CMMC also comprises both cybersecurity practices (similar to, and actually, including, NIST 800-171’s controls) and processes. These processes deliver the all-important maturity component of the program, forcing DoD suppliers to do more than just “check the box” on one-time fulfillment of practices, but instead demonstrate their ongoing successful execution of those practices, as well as the suppliers’ commitments to improved cybersecurity hygiene and risk mitigation. In addition, CMMC accreditation comes only after suppliers pass a third-party audit of practices and processes, rather than allowing suppliers to self-attest to NIST 800-171 compliance – a more reliable and accurate approach to verification.

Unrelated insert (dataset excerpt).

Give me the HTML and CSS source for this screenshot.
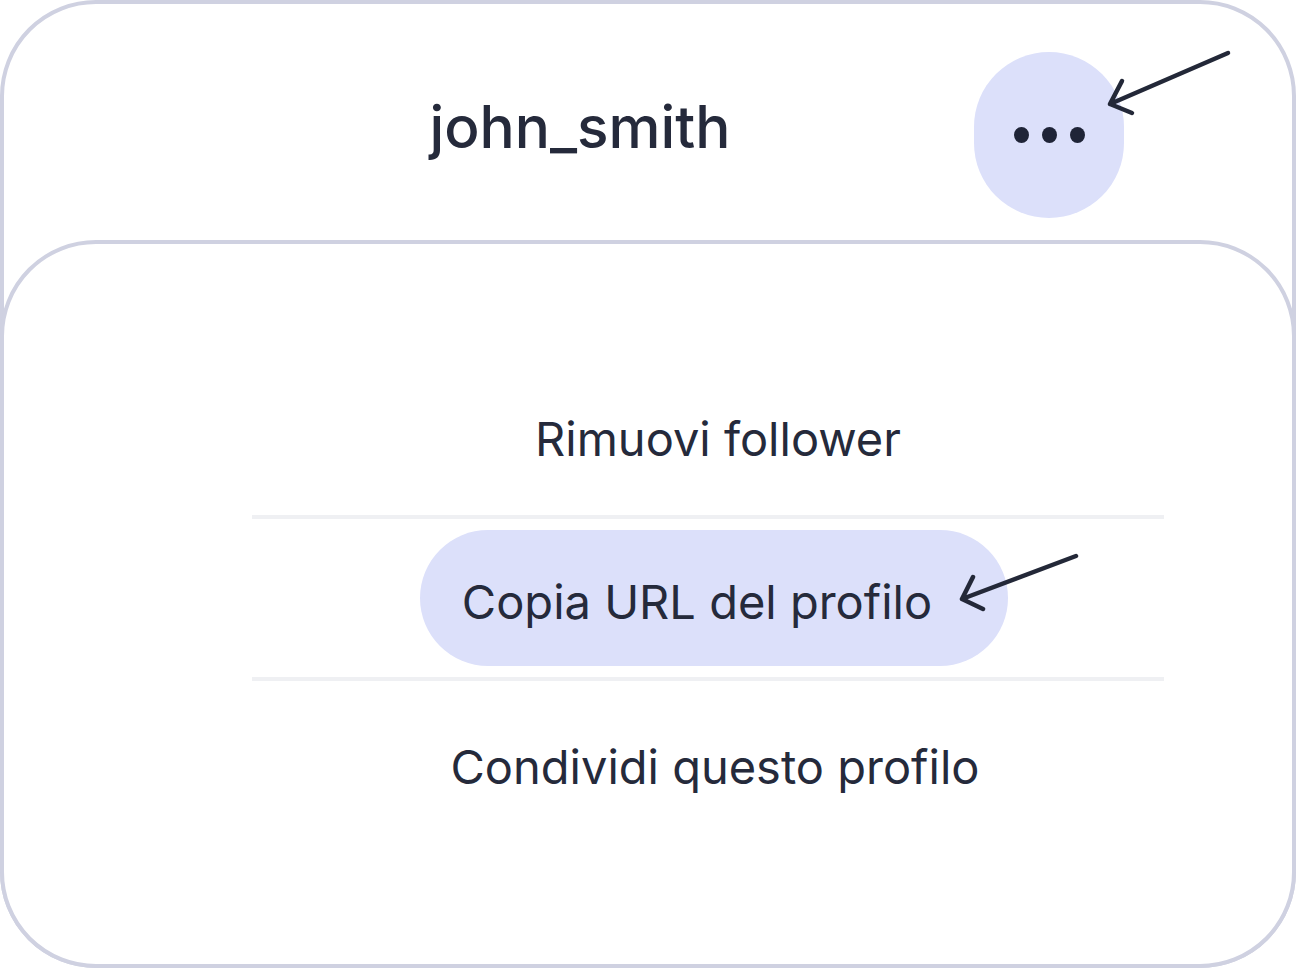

The DoD example demonstrates that even one of the world’s largest organizations with hundreds of thousands of suppliers that exchange sensitive data can struggle to overcome the cybersecurity challenge when it picks the wrong model and the wrong lens. But, no business can afford to have its confidential information, patents, intellectual property or operations threatened by cyber-based attacks. Bad actors will look to do harm by targeting new and innovative threats and tactics at the most vulnerable points of supply chains.
A company’s best protection comes when it obtains visibility into the cyber hygiene of participants at all tiers of its supply chain, and independently verifies what it sees. Most importantly, the definition of what it means to be secure matters. Do not set a goal of compliance and avoid the use of a compliance lens and the complacency that accompanies it because it does not deliver true security. Instead, adopt a risk lens to view cybersecurity, and make the objective to mitigate risk. Leverage a maturity model approach to confirm suppliers have the processes in place to prove they successfully and continuously address and enforce evolving cybersecurity standards. Doing so gives organizations their best chance to stay a step ahead of the bad guys.